• _Written task_
Reproduce the listing exactly and skip over any pictures.
>> start
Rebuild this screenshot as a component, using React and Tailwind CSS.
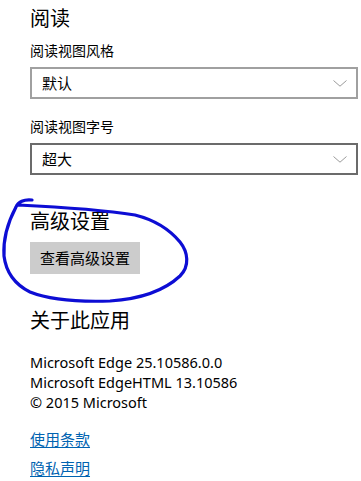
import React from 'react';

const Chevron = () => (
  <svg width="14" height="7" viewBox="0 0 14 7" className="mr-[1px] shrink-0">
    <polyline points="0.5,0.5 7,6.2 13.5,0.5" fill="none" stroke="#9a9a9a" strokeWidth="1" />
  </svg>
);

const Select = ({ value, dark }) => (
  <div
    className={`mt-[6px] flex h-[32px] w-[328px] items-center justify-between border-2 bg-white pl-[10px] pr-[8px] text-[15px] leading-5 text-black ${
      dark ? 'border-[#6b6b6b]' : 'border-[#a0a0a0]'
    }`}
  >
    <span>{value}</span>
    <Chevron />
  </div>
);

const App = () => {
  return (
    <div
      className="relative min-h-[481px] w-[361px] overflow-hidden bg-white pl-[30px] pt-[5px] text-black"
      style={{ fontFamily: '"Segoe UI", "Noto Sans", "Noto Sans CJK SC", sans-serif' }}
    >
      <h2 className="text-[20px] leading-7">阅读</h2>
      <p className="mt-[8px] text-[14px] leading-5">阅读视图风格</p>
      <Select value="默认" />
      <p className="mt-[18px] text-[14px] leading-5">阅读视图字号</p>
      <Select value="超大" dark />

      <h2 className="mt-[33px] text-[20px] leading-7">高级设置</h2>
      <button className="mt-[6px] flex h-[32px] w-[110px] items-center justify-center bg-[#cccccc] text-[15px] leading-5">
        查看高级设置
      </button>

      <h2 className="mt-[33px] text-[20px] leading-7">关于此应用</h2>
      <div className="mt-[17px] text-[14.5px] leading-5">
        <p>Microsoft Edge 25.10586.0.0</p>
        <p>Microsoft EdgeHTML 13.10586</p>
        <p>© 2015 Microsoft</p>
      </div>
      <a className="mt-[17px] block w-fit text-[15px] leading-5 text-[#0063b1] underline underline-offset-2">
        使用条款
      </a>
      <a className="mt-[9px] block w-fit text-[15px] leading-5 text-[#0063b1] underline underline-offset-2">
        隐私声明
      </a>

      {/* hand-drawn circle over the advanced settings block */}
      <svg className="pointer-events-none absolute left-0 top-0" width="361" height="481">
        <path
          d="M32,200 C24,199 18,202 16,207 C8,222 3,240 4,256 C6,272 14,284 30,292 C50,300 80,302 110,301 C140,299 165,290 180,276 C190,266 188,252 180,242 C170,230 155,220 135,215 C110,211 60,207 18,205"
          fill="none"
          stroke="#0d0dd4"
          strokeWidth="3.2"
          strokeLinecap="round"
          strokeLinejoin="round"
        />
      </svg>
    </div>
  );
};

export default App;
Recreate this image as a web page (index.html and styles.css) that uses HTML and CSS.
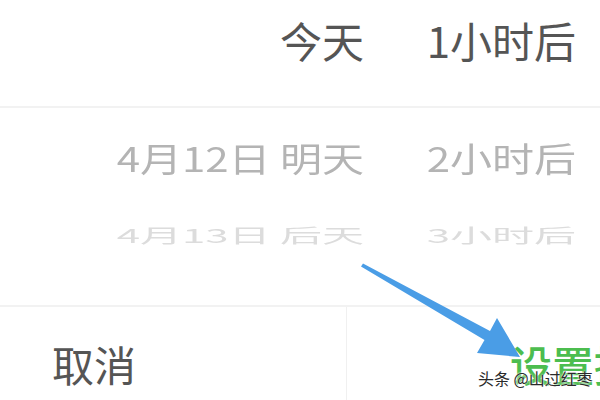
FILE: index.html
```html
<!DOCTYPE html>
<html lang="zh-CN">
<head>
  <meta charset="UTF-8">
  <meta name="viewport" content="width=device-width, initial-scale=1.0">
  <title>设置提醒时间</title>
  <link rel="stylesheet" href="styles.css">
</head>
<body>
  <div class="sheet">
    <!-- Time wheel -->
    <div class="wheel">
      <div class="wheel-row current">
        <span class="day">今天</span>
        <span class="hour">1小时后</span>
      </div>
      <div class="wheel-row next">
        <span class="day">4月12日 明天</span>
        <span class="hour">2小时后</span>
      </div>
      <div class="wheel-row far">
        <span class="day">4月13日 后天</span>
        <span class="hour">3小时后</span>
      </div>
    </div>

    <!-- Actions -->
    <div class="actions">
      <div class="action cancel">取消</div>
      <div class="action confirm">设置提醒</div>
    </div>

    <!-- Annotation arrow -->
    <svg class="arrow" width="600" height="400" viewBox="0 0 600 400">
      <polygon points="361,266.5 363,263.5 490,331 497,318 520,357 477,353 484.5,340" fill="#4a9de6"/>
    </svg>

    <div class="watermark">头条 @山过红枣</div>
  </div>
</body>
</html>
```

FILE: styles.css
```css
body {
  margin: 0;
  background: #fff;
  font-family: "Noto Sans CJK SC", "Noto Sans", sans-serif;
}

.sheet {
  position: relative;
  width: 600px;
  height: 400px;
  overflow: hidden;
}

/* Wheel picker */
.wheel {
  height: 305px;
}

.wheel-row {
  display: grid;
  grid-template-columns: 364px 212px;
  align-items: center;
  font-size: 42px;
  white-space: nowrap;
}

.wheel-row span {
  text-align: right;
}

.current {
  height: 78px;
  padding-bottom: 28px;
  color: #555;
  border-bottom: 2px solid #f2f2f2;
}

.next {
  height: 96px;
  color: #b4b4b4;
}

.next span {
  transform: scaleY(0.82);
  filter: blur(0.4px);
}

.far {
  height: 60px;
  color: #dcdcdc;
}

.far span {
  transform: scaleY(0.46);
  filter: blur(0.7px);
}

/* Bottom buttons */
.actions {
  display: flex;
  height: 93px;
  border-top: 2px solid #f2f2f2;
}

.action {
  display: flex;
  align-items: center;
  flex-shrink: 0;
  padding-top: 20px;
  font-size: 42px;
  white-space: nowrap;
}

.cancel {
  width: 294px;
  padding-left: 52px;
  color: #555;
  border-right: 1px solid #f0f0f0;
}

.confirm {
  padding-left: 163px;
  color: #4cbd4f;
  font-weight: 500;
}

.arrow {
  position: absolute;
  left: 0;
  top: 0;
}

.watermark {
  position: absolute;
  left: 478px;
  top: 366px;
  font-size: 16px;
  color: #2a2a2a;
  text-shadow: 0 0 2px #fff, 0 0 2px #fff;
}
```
>> end
• _Solution for this exercise_
Rebuild this screenshot as a component, using React and Tailwind CSS.
import React from 'react';

const Chevron = () => (
  <svg width="14" height="7" viewBox="0 0 14 7" className="mr-[1px] shrink-0">
    <polyline points="0.5,0.5 7,6.2 13.5,0.5" fill="none" stroke="#9a9a9a" strokeWidth="1" />
  </svg>
);

const Select = ({ value, dark }) => (
  <div
    className={`mt-[6px] flex h-[32px] w-[328px] items-center justify-between border-2 bg-white pl-[10px] pr-[8px] text-[15px] leading-5 text-black ${
      dark ? 'border-[#6b6b6b]' : 'border-[#a0a0a0]'
    }`}
  >
    <span>{value}</span>
    <Chevron />
  </div>
);

const App = () => {
  return (
    <div
      className="relative min-h-[481px] w-[361px] overflow-hidden bg-white pl-[30px] pt-[5px] text-black"
      style={{ fontFamily: '"Segoe UI", "Noto Sans", "Noto Sans CJK SC", sans-serif' }}
    >
      <h2 className="text-[20px] leading-7">阅读</h2>
      <p className="mt-[8px] text-[14px] leading-5">阅读视图风格</p>
      <Select value="默认" />
      <p className="mt-[18px] text-[14px] leading-5">阅读视图字号</p>
      <Select value="超大" dark />

      <h2 className="mt-[33px] text-[20px] leading-7">高级设置</h2>
      <button className="mt-[6px] flex h-[32px] w-[110px] items-center justify-center bg-[#cccccc] text-[15px] leading-5">
        查看高级设置
      </button>

      <h2 className="mt-[33px] text-[20px] leading-7">关于此应用</h2>
      <div className="mt-[17px] text-[14.5px] leading-5">
        <p>Microsoft Edge 25.10586.0.0</p>
        <p>Microsoft EdgeHTML 13.10586</p>
        <p>© 2015 Microsoft</p>
      </div>
      <a className="mt-[17px] block w-fit text-[15px] leading-5 text-[#0063b1] underline underline-offset-2">
        使用条款
      </a>
      <a className="mt-[9px] block w-fit text-[15px] leading-5 text-[#0063b1] underline underline-offset-2">
        隐私声明
      </a>

      {/* hand-drawn circle over the advanced settings block */}
      <svg className="pointer-events-none absolute left-0 top-0" width="361" height="481">
        <path
          d="M32,200 C24,199 18,202 16,207 C8,222 3,240 4,256 C6,272 14,284 30,292 C50,300 80,302 110,301 C140,299 165,290 180,276 C190,266 188,252 180,242 C170,230 155,220 135,215 C110,211 60,207 18,205"
          fill="none"
          stroke="#0d0dd4"
          strokeWidth="3.2"
          strokeLinecap="round"
          strokeLinejoin="round"
        />
      </svg>
    </div>
  );
};

export default App;
Recreate this image as a web page (index.html and styles.css) that uses HTML and CSS.
FILE: index.html
```html
<!DOCTYPE html>
<html lang="zh-CN">
<head>
  <meta charset="UTF-8">
  <meta name="viewport" content="width=device-width, initial-scale=1.0">
  <title>设置提醒时间</title>
  <link rel="stylesheet" href="styles.css">
</head>
<body>
  <div class="sheet">
    <!-- Time wheel -->
    <div class="wheel">
      <div class="wheel-row current">
        <span class="day">今天</span>
        <span class="hour">1小时后</span>
      </div>
      <div class="wheel-row next">
        <span class="day">4月12日 明天</span>
        <span class="hour">2小时后</span>
      </div>
      <div class="wheel-row far">
        <span class="day">4月13日 后天</span>
        <span class="hour">3小时后</span>
      </div>
    </div>

    <!-- Actions -->
    <div class="actions">
      <div class="action cancel">取消</div>
      <div class="action confirm">设置提醒</div>
    </div>

    <!-- Annotation arrow -->
    <svg class="arrow" width="600" height="400" viewBox="0 0 600 400">
      <polygon points="361,266.5 363,263.5 490,331 497,318 520,357 477,353 484.5,340" fill="#4a9de6"/>
    </svg>

    <div class="watermark">头条 @山过红枣</div>
  </div>
</body>
</html>
```

FILE: styles.css
```css
body {
  margin: 0;
  background: #fff;
  font-family: "Noto Sans CJK SC", "Noto Sans", sans-serif;
}

.sheet {
  position: relative;
  width: 600px;
  height: 400px;
  overflow: hidden;
}

/* Wheel picker */
.wheel {
  height: 305px;
}

.wheel-row {
  display: grid;
  grid-template-columns: 364px 212px;
  align-items: center;
  font-size: 42px;
  white-space: nowrap;
}

.wheel-row span {
  text-align: right;
}

.current {
  height: 78px;
  padding-bottom: 28px;
  color: #555;
  border-bottom: 2px solid #f2f2f2;
}

.next {
  height: 96px;
  color: #b4b4b4;
}

.next span {
  transform: scaleY(0.82);
  filter: blur(0.4px);
}

.far {
  height: 60px;
  color: #dcdcdc;
}

.far span {
  transform: scaleY(0.46);
  filter: blur(0.7px);
}

/* Bottom buttons */
.actions {
  display: flex;
  height: 93px;
  border-top: 2px solid #f2f2f2;
}

.action {
  display: flex;
  align-items: center;
  flex-shrink: 0;
  padding-top: 20px;
  font-size: 42px;
  white-space: nowrap;
}

.cancel {
  width: 294px;
  padding-left: 52px;
  color: #555;
  border-right: 1px solid #f0f0f0;
}

.confirm {
  padding-left: 163px;
  color: #4cbd4f;
  font-weight: 500;
}

.arrow {
  position: absolute;
  left: 0;
  top: 0;
}

.watermark {
  position: absolute;
  left: 478px;
  top: 366px;
  font-size: 16px;
  color: #2a2a2a;
  text-shadow: 0 0 2px #fff, 0 0 2px #fff;
}
```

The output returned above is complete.